▶ EXERCISE TASK
Repeat each line of the material below exactly as it appears, minus any pictures.

— Start of DATA —

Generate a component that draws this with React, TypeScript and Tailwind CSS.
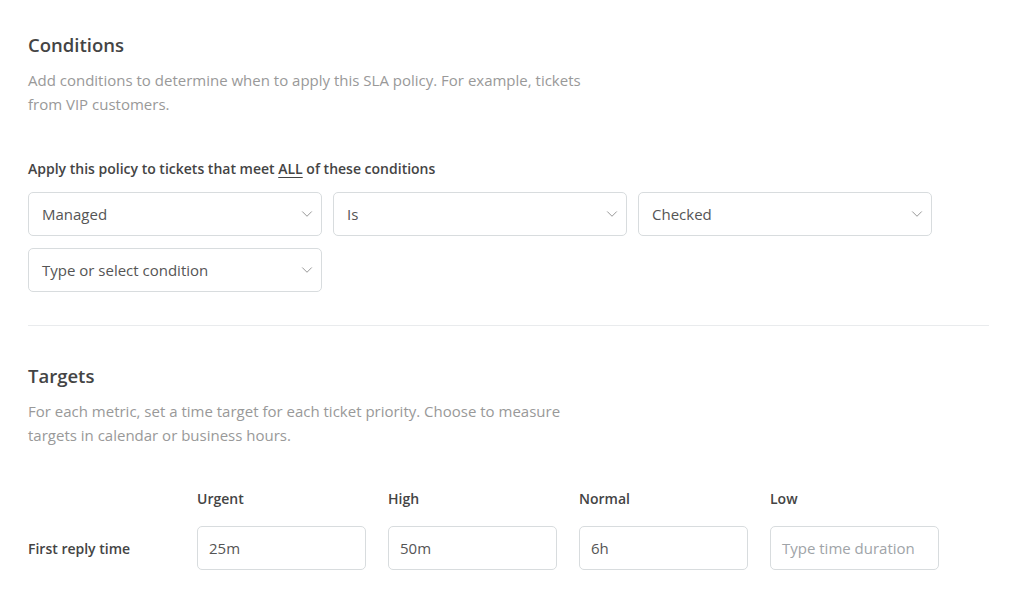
import { ChevronDown } from 'lucide-react';

const font = { fontFamily: '"Open Sans", "Liberation Sans", Arial, sans-serif' };

function Select({ label }: { label: string }) {
  return (
    <div className="flex h-[44px] w-[294px] items-center justify-between rounded-[5px] border border-[#d8dcde] bg-white pl-[13px] pr-[5px]">
      <span className="text-[15px] text-[#555]">{label}</span>
      <ChevronDown className="h-[18px] w-[18px] text-[#8c8c8c]" strokeWidth={1.2} />
    </div>
  );
}

function DurationInput({ value }: { value?: string }) {
  return (
    <div className="flex h-[44px] w-[169px] items-center rounded-[5px] border border-[#d8dcde] bg-white px-[11px]">
      {value ? (
        <span className="text-[15px] text-[#555]">{value}</span>
      ) : (
        <span className="text-[15px] text-[#a0a4a8]">Type time duration</span>
      )}
    </div>
  );
}

export default function App() {
  const priorities = [
    { name: 'Urgent', value: '25m' },
    { name: 'High', value: '50m' },
    { name: 'Normal', value: '6h' },
    { name: 'Low', value: '' },
  ];

  return (
    <div className="min-h-screen bg-white px-[28px] pt-[33px] text-[#444]" style={font}>
      {/* Conditions */}
      <h2 className="text-[18.5px] font-semibold leading-[24px] text-[#444]">Conditions</h2>
      <p className="mt-[11px] w-[590px] text-[15px] leading-[24px] text-[#999]">
        Add conditions to determine when to apply this SLA policy. For example, tickets from VIP customers.
      </p>

      <p className="mt-[43px] text-[14px] font-semibold leading-[20px] text-[#444]">
        Apply this policy to tickets that meet <span className="underline underline-offset-[3px]">ALL</span> of these
        conditions
      </p>
      <div className="mt-[13px] flex flex-col gap-[12px]">
        <div className="flex gap-[11px]">
          <Select label="Managed" />
          <Select label="Is" />
          <Select label="Checked" />
        </div>
        <div className="flex">
          <Select label="Type or select condition" />
        </div>
      </div>

      <div className="mt-[33px] h-px w-[961px] bg-[#e9ebed]" />

      {/* Targets */}
      <h2 className="mt-[38px] text-[18.5px] font-semibold leading-[24px] text-[#444]">Targets</h2>
      <p className="mt-[11px] w-[580px] text-[15px] leading-[24px] text-[#999]">
        For each metric, set a time target for each ticket priority. Choose to measure targets in calendar or business
        hours.
      </p>

      <div className="mt-[42px] grid grid-cols-[147px_169px_169px_169px_169px] gap-x-[22px]">
        <div />
        {priorities.map((p) => (
          <div key={p.name} className="text-[14px] font-semibold leading-[20px] text-[#444]">
            {p.name}
          </div>
        ))}
      </div>
      <div className="mt-[17px] grid grid-cols-[147px_169px_169px_169px_169px] items-center gap-x-[22px]">
        <div className="text-[14px] font-semibold text-[#444]">First reply time</div>
        {priorities.map((p) => (
          <DurationInput key={p.name} value={p.value || undefined} />
        ))}
      </div>
    </div>
  );
}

— End of DATA —

▶ WRITTEN ANSWER
Generate a component that draws this with React, TypeScript and Tailwind CSS.
import { ChevronDown } from 'lucide-react';

const font = { fontFamily: '"Open Sans", "Liberation Sans", Arial, sans-serif' };

function Select({ label }: { label: string }) {
  return (
    <div className="flex h-[44px] w-[294px] items-center justify-between rounded-[5px] border border-[#d8dcde] bg-white pl-[13px] pr-[5px]">
      <span className="text-[15px] text-[#555]">{label}</span>
      <ChevronDown className="h-[18px] w-[18px] text-[#8c8c8c]" strokeWidth={1.2} />
    </div>
  );
}

function DurationInput({ value }: { value?: string }) {
  return (
    <div className="flex h-[44px] w-[169px] items-center rounded-[5px] border border-[#d8dcde] bg-white px-[11px]">
      {value ? (
        <span className="text-[15px] text-[#555]">{value}</span>
      ) : (
        <span className="text-[15px] text-[#a0a4a8]">Type time duration</span>
      )}
    </div>
  );
}

export default function App() {
  const priorities = [
    { name: 'Urgent', value: '25m' },
    { name: 'High', value: '50m' },
    { name: 'Normal', value: '6h' },
    { name: 'Low', value: '' },
  ];

  return (
    <div className="min-h-screen bg-white px-[28px] pt-[33px] text-[#444]" style={font}>
      {/* Conditions */}
      <h2 className="text-[18.5px] font-semibold leading-[24px] text-[#444]">Conditions</h2>
      <p className="mt-[11px] w-[590px] text-[15px] leading-[24px] text-[#999]">
        Add conditions to determine when to apply this SLA policy. For example, tickets from VIP customers.
      </p>

      <p className="mt-[43px] text-[14px] font-semibold leading-[20px] text-[#444]">
        Apply this policy to tickets that meet <span className="underline underline-offset-[3px]">ALL</span> of these
        conditions
      </p>
      <div className="mt-[13px] flex flex-col gap-[12px]">
        <div className="flex gap-[11px]">
          <Select label="Managed" />
          <Select label="Is" />
          <Select label="Checked" />
        </div>
        <div className="flex">
          <Select label="Type or select condition" />
        </div>
      </div>

      <div className="mt-[33px] h-px w-[961px] bg-[#e9ebed]" />

      {/* Targets */}
      <h2 className="mt-[38px] text-[18.5px] font-semibold leading-[24px] text-[#444]">Targets</h2>
      <p className="mt-[11px] w-[580px] text-[15px] leading-[24px] text-[#999]">
        For each metric, set a time target for each ticket priority. Choose to measure targets in calendar or business
        hours.
      </p>

      <div className="mt-[42px] grid grid-cols-[147px_169px_169px_169px_169px] gap-x-[22px]">
        <div />
        {priorities.map((p) => (
          <div key={p.name} className="text-[14px] font-semibold leading-[20px] text-[#444]">
            {p.name}
          </div>
        ))}
      </div>
      <div className="mt-[17px] grid grid-cols-[147px_169px_169px_169px_169px] items-center gap-x-[22px]">
        <div className="text-[14px] font-semibold text-[#444]">First reply time</div>
        {priorities.map((p) => (
          <DurationInput key={p.name} value={p.value || undefined} />
        ))}
      </div>
    </div>
  );
}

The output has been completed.